The input:
------------------------------------------------------------------------
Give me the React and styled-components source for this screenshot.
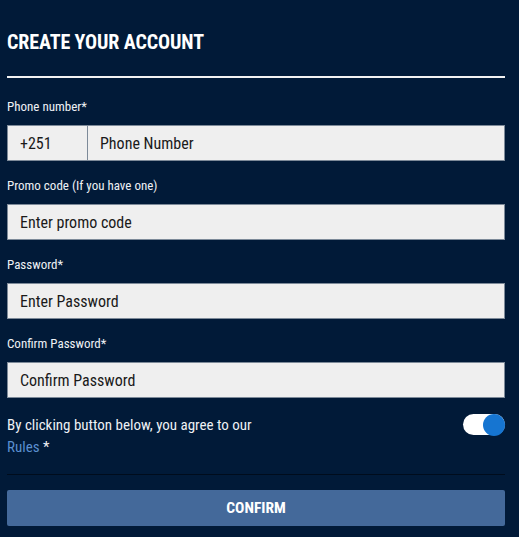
import React, { useState } from "react";
import styled, { createGlobalStyle } from "styled-components";

const GlobalStyle = createGlobalStyle`
  html, body {
    margin: 0;
    padding: 0;
    background-color: #011a38;
  }
  body {
    font-family: "Roboto Condensed", Roboto, "Liberation Sans", sans-serif;
    font-stretch: 80%;
    color: #ffffff;
  }
`;

const Wrapper = styled.div`
  box-sizing: border-box;
  width: 519px;
  min-height: 537px;
  padding: 0 14px 0 7px;
  background-color: #011a38;
`;

const Title = styled.h2`
  margin: 0;
  padding-top: 31px;
  padding-bottom: 23px;
  font-size: 20px;
  line-height: 22px;
  font-weight: 700;
  letter-spacing: -0.1px;
  color: #ffffff;
  border-bottom: 2px solid #f2f2f2;
`;

const Form = styled.form`
  display: flex;
  flex-direction: column;
  padding-top: 22px;
`;

const Field = styled.div`
  display: flex;
  flex-direction: column;
  gap: 11px;
  margin-bottom: ${(p) => (p.$last ? "16px" : "18px")};
`;

const Label = styled.label`
  font-size: 13px;
  line-height: 14px;
  color: #eef1f5;
`;

const InputGroup = styled.div`
  display: flex;
  height: 36px;
  box-sizing: border-box;
  border: 1px solid #7d8a99;
  background-color: #efefef;
`;

const Prefix = styled.div`
  display: flex;
  align-items: center;
  width: 80px;
  padding-left: 12px;
  box-sizing: border-box;
  border-right: 1px solid #7d8a99;
  font-size: 16px;
  color: #1a1a1a;
`;

const Input = styled.input`
  flex: 1;
  min-width: 0;
  border: none;
  outline: none;
  background: transparent;
  padding: 0 12px;
  font-family: inherit;
  font-stretch: inherit;
  font-size: 16px;
  color: #1a1a1a;
  &::placeholder {
    color: #1a1a1a;
    opacity: 1;
  }
`;

const AgreeRow = styled.div`
  display: flex;
  justify-content: space-between;
  align-items: flex-start;
  padding-bottom: 16px;
  border-bottom: 1px solid #000c1c;
`;

const AgreeText = styled.p`
  margin: 0;
  font-size: 15px;
  line-height: 22px;
  color: #eef1f5;
`;

const RulesLink = styled.a`
  color: #5b8fd0;
  text-decoration: none;
`;

const Toggle = styled.button`
  display: flex;
  align-items: center;
  justify-content: ${(p) => (p.$on ? "flex-end" : "flex-start")};
  width: 42px;
  height: 21px;
  margin-top: 0;
  padding: 0;
  border: none;
  border-radius: 11px;
  background-color: #ffffff;
  cursor: pointer;
`;

const Knob = styled.span`
  display: block;
  width: 22px;
  height: 22px;
  border-radius: 50%;
  background-color: ${(p) => (p.$on ? "#1675d1" : "#9aa5b1")};
`;

const ConfirmButton = styled.button`
  margin-top: 15px;
  height: 36px;
  border: none;
  border-radius: 2px;
  background-color: #44699a;
  color: #ffffff;
  font-family: inherit;
  font-stretch: inherit;
  font-size: 15.5px;
  font-weight: 700;
  cursor: pointer;
`;

function App() {
  const [agreed, setAgreed] = useState(true);

  return (
    <Wrapper>
      <GlobalStyle />
      <Title>CREATE YOUR ACCOUNT</Title>
      <Form onSubmit={(e) => e.preventDefault()}>
        <Field>
          <Label>Phone number*</Label>
          <InputGroup>
            <Prefix>+251</Prefix>
            <Input placeholder="Phone Number" />
          </InputGroup>
        </Field>
        <Field>
          <Label>Promo code (If you have one)</Label>
          <InputGroup>
            <Input placeholder="Enter promo code" />
          </InputGroup>
        </Field>
        <Field>
          <Label>Password*</Label>
          <InputGroup>
            <Input type="password" placeholder="Enter Password" />
          </InputGroup>
        </Field>
        <Field $last>
          <Label>Confirm Password*</Label>
          <InputGroup>
            <Input type="password" placeholder="Confirm Password" />
          </InputGroup>
        </Field>
        <AgreeRow>
          <AgreeText>
            By clicking button below, you agree to our
            <br />
            <RulesLink href="#">Rules</RulesLink> *
          </AgreeText>
          <Toggle type="button" $on={agreed} onClick={() => setAgreed(!agreed)}>
            <Knob $on={agreed} />
          </Toggle>
        </AgreeRow>
        <ConfirmButton type="submit">CONFIRM</ConfirmButton>
      </Form>
    </Wrapper>
  );
}

export default App;
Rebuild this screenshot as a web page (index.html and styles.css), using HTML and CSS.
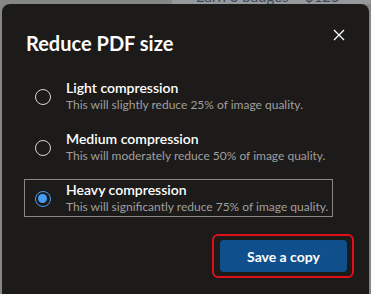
------------------------------------------------------------------------
Brief:
Repeat the records above exactly, omitting every picture.

Response below:
Give me the React and styled-components source for this screenshot.
import React, { useState } from "react";
import styled, { createGlobalStyle } from "styled-components";

const GlobalStyle = createGlobalStyle`
  html, body {
    margin: 0;
    padding: 0;
    background-color: #011a38;
  }
  body {
    font-family: "Roboto Condensed", Roboto, "Liberation Sans", sans-serif;
    font-stretch: 80%;
    color: #ffffff;
  }
`;

const Wrapper = styled.div`
  box-sizing: border-box;
  width: 519px;
  min-height: 537px;
  padding: 0 14px 0 7px;
  background-color: #011a38;
`;

const Title = styled.h2`
  margin: 0;
  padding-top: 31px;
  padding-bottom: 23px;
  font-size: 20px;
  line-height: 22px;
  font-weight: 700;
  letter-spacing: -0.1px;
  color: #ffffff;
  border-bottom: 2px solid #f2f2f2;
`;

const Form = styled.form`
  display: flex;
  flex-direction: column;
  padding-top: 22px;
`;

const Field = styled.div`
  display: flex;
  flex-direction: column;
  gap: 11px;
  margin-bottom: ${(p) => (p.$last ? "16px" : "18px")};
`;

const Label = styled.label`
  font-size: 13px;
  line-height: 14px;
  color: #eef1f5;
`;

const InputGroup = styled.div`
  display: flex;
  height: 36px;
  box-sizing: border-box;
  border: 1px solid #7d8a99;
  background-color: #efefef;
`;

const Prefix = styled.div`
  display: flex;
  align-items: center;
  width: 80px;
  padding-left: 12px;
  box-sizing: border-box;
  border-right: 1px solid #7d8a99;
  font-size: 16px;
  color: #1a1a1a;
`;

const Input = styled.input`
  flex: 1;
  min-width: 0;
  border: none;
  outline: none;
  background: transparent;
  padding: 0 12px;
  font-family: inherit;
  font-stretch: inherit;
  font-size: 16px;
  color: #1a1a1a;
  &::placeholder {
    color: #1a1a1a;
    opacity: 1;
  }
`;

const AgreeRow = styled.div`
  display: flex;
  justify-content: space-between;
  align-items: flex-start;
  padding-bottom: 16px;
  border-bottom: 1px solid #000c1c;
`;

const AgreeText = styled.p`
  margin: 0;
  font-size: 15px;
  line-height: 22px;
  color: #eef1f5;
`;

const RulesLink = styled.a`
  color: #5b8fd0;
  text-decoration: none;
`;

const Toggle = styled.button`
  display: flex;
  align-items: center;
  justify-content: ${(p) => (p.$on ? "flex-end" : "flex-start")};
  width: 42px;
  height: 21px;
  margin-top: 0;
  padding: 0;
  border: none;
  border-radius: 11px;
  background-color: #ffffff;
  cursor: pointer;
`;

const Knob = styled.span`
  display: block;
  width: 22px;
  height: 22px;
  border-radius: 50%;
  background-color: ${(p) => (p.$on ? "#1675d1" : "#9aa5b1")};
`;

const ConfirmButton = styled.button`
  margin-top: 15px;
  height: 36px;
  border: none;
  border-radius: 2px;
  background-color: #44699a;
  color: #ffffff;
  font-family: inherit;
  font-stretch: inherit;
  font-size: 15.5px;
  font-weight: 700;
  cursor: pointer;
`;

function App() {
  const [agreed, setAgreed] = useState(true);

  return (
    <Wrapper>
      <GlobalStyle />
      <Title>CREATE YOUR ACCOUNT</Title>
      <Form onSubmit={(e) => e.preventDefault()}>
        <Field>
          <Label>Phone number*</Label>
          <InputGroup>
            <Prefix>+251</Prefix>
            <Input placeholder="Phone Number" />
          </InputGroup>
        </Field>
        <Field>
          <Label>Promo code (If you have one)</Label>
          <InputGroup>
            <Input placeholder="Enter promo code" />
          </InputGroup>
        </Field>
        <Field>
          <Label>Password*</Label>
          <InputGroup>
            <Input type="password" placeholder="Enter Password" />
          </InputGroup>
        </Field>
        <Field $last>
          <Label>Confirm Password*</Label>
          <InputGroup>
            <Input type="password" placeholder="Confirm Password" />
          </InputGroup>
        </Field>
        <AgreeRow>
          <AgreeText>
            By clicking button below, you agree to our
            <br />
            <RulesLink href="#">Rules</RulesLink> *
          </AgreeText>
          <Toggle type="button" $on={agreed} onClick={() => setAgreed(!agreed)}>
            <Knob $on={agreed} />
          </Toggle>
        </AgreeRow>
        <ConfirmButton type="submit">CONFIRM</ConfirmButton>
      </Form>
    </Wrapper>
  );
}

export default App;
Rebuild this screenshot as a web page (index.html and styles.css), using HTML and CSS.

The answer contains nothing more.